» **MATERIAL FOR THE TASK**
━━━━━━

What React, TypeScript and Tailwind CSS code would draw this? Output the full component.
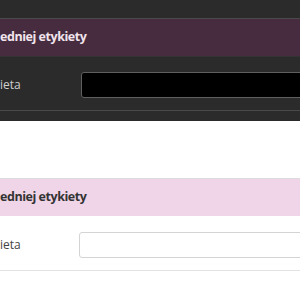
const font = { fontFamily: '"Open Sans", "Noto Sans", sans-serif' };

function LabelPanel({ dark }: { dark: boolean }) {
  return (
    <div
      className={`border-t ${dark ? "border-[#4a4a4a]" : "border-[#dcdcdc]"}`}
    >
      <div
        className={`flex h-[37px] items-center text-[12.5px] font-bold tracking-[-0.45px] ${
          dark ? "bg-[#472c3f] text-[#f1e4ec]" : "bg-[#f0d5e8] text-[#333333]"
        }`}
      >
        <p className="whitespace-nowrap">edniej etykiety</p>
      </div>
      <div
        className={`flex items-center pt-[15px] pb-[12px] border-t ${
          dark ? "border-[#333333]" : "border-white"
        }`}
      >
        <p
          className={`${dark ? "w-[81px] text-[#cfcfcf]" : "w-[79px] text-[#444444]"} text-[12px]`}
        >
          ieta
        </p>
        <input
          readOnly
          className={`-mr-[12px] h-[26px] flex-1 rounded-[3px] border outline-none ${
            dark ? "border-[#5f5f5f] bg-black" : "border-[#d4d4d4] bg-white"
          }`}
        />
      </div>
      <div className={`h-px ${dark ? "bg-[#4a4a4a]" : "bg-[#e3e3e3]"}`} />
    </div>
  );
}

export default function App() {
  return (
    <div className="h-[300px] w-[300px] overflow-hidden bg-white" style={font}>
      <div className="bg-[#2b2b2b] pt-[18px] pb-[10px]">
        <LabelPanel dark />
      </div>
      <div className="pt-[57px]">
        <LabelPanel dark={false} />
      </div>
    </div>
  );
}
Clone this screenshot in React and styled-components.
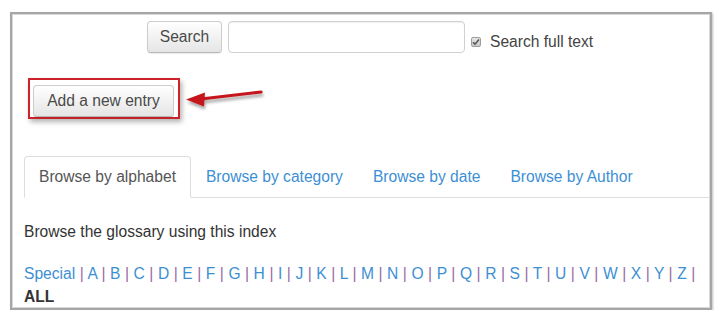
import styled, { createGlobalStyle } from "styled-components";

const GlobalStyle = createGlobalStyle`
  body {
    margin: 0;
    background: #fff;
    font-family: "Liberation Sans", Arial, sans-serif;
  }
`;

const letters = "ABCDEFGHIJKLMNOPQRSTUVWXYZ".split("");
const tabs = ["Browse by alphabet", "Browse by category", "Browse by date", "Browse by Author"];

const App = () => {
  return (
    <>
      <GlobalStyle />
      <Frame>
        <SearchRow>
          <Button>Search</Button>
          <SearchInput type="text" />
          <CheckLabel>
            <FakeCheck>
              <svg width="8" height="8" viewBox="0 0 8 8">
                <path d="M1 4.2 L3 6.2 L7 1.6" fill="none" stroke="#555" strokeWidth="1.6" />
              </svg>
            </FakeCheck>
            Search full text
          </CheckLabel>
        </SearchRow>

        <EntryRow>
          <Highlight>
            <Button $wide>Add a new entry</Button>
          </Highlight>
          <Arrow width="82" height="41" viewBox="0 0 82 41">
            <defs>
              <filter id="sh" x="-20%" y="-50%" width="140%" height="200%">
                <feDropShadow dx="1" dy="3" stdDeviation="1.6" floodColor="#000" floodOpacity="0.35" />
              </filter>
            </defs>
            <g filter="url(#sh)">
              <path d="M18 21 L78 14" stroke="#c4161c" strokeWidth="3.2" strokeLinecap="round" />
              <path d="M3 21.5 L22 14.5 L21 28.5 Z" fill="#c4161c" />
            </g>
          </Arrow>
        </EntryRow>

        <TabList>
          {tabs.map((t, i) => (
            <Tab key={t} $active={i === 0}>
              {t}
            </Tab>
          ))}
        </TabList>

        <Intro>Browse the glossary using this index</Intro>
        <Index>
          <IndexLink>Special</IndexLink>
          {letters.map((l) => (
            <span key={l}>
              {" "}
              <Sep>|</Sep> <IndexLink>{l}</IndexLink>
            </span>
          ))}{" "}
          <Sep>|</Sep>
          <All>ALL</All>
        </Index>
      </Frame>
    </>
  );
};

const Frame = styled.div`
  box-sizing: border-box;
  margin: 12px 0 0 10px;
  width: 702px;
  height: 298px;
  border: 2px solid #a6a6a6;
  box-shadow: inset 0 0 0 1px #d8d8d8, 1px 1px 2px rgba(0, 0, 0, 0.25);
  padding: 7px 0 0 12px;
  font-size: 15.6px;
  color: #333;
  display: flex;
  flex-direction: column;
`;

const SearchRow = styled.div`
  display: flex;
  align-items: center;
  padding-left: 123px;
  height: 32px;
`;

const Button = styled.button`
  box-sizing: border-box;
  height: 32px;
  width: ${(p) => (p.$wide ? "141px" : "75px")};
  border: 1px solid #cdcdcd;
  border-bottom-color: #b8b8b8;
  border-radius: 4px;
  background: linear-gradient(#ffffff, #e5e5e5);
  box-shadow: inset 0 1px 0 rgba(255, 255, 255, 0.8), 0 1px 1px rgba(0, 0, 0, 0.08);
  font-family: inherit;
  font-size: 15.6px;
  color: #4a4a4a;
  padding: 0;
`;

const SearchInput = styled.input`
  box-sizing: border-box;
  margin-left: 6px;
  width: 237px;
  height: 32px;
  border: 1px solid #d0d0d0;
  border-radius: 4px;
  box-shadow: inset 0 1px 1px rgba(0, 0, 0, 0.06);
  outline: none;
`;

const CheckLabel = styled.label`
  display: flex;
  align-items: center;
  margin-left: 6px;
  margin-top: 10px;
  color: #444;
`;

const FakeCheck = styled.span`
  box-sizing: border-box;
  width: 10px;
  height: 10px;
  margin-right: 9px;
  border: 1px solid #9d9d9d;
  border-radius: 2px;
  background: linear-gradient(#e6e6e6, #c8c8c8);
  display: flex;
  align-items: center;
  justify-content: center;
`;

const EntryRow = styled.div`
  display: flex;
  align-items: flex-start;
  margin-top: 25px;
  padding-left: 4px;
`;

const Highlight = styled.div`
  box-sizing: border-box;
  width: 152px;
  height: 41px;
  border: 2px solid #cc2229;
  padding: 5px 0 0 3px;
  box-shadow: 2px 3px 5px rgba(0, 0, 0, 0.3);
`;

const Arrow = styled.svg`
  margin-left: 3px;
  display: block;
`;

const TabList = styled.div`
  box-sizing: border-box;
  display: flex;
  margin-top: 37px;
  height: 42px;
  border-bottom: 1px solid #dddddd;
`;

const Tab = styled.div`
  box-sizing: border-box;
  height: 42px;
  padding: 0 14px;
  display: flex;
  align-items: center;
  border: 1px solid ${(p) => (p.$active ? "#dddddd" : "transparent")};
  border-bottom-color: ${(p) => (p.$active ? "#fff" : "transparent")};
  border-radius: 4px 4px 0 0;
  background: ${(p) => (p.$active ? "#fff" : "transparent")};
  color: ${(p) => (p.$active ? "#555" : "#3d8fd4")};
  margin-bottom: ${(p) => (p.$active ? "-1px" : "0")};
  height: ${(p) => (p.$active ? "42px" : "41px")};
`;

const Intro = styled.div`
  margin-top: 22px;
  line-height: 23px;
`;

const Index = styled.div`
  margin-top: 19px;
  line-height: 23px;
  word-spacing: 0.17px;
`;

const IndexLink = styled.span`
  color: #3d8fd4;
`;

const Sep = styled.span`
  color: #9a6aa6;
`;

const All = styled.div`
  font-weight: bold;
  color: #333;
`;

export default App;
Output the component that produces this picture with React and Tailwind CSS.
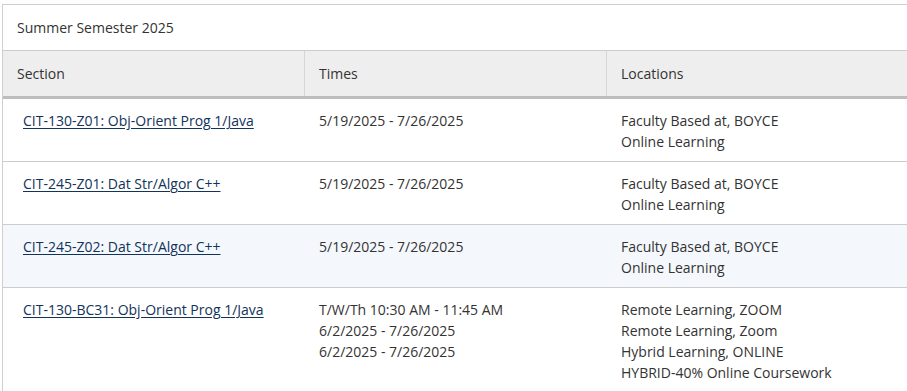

━━━━━━

» **PROMPT**
Show the lines that mention the word "full".

» **SOLUTION FOR THIS TASK**
What React, TypeScript and Tailwind CSS code would draw this? Output the full component.
            Search full text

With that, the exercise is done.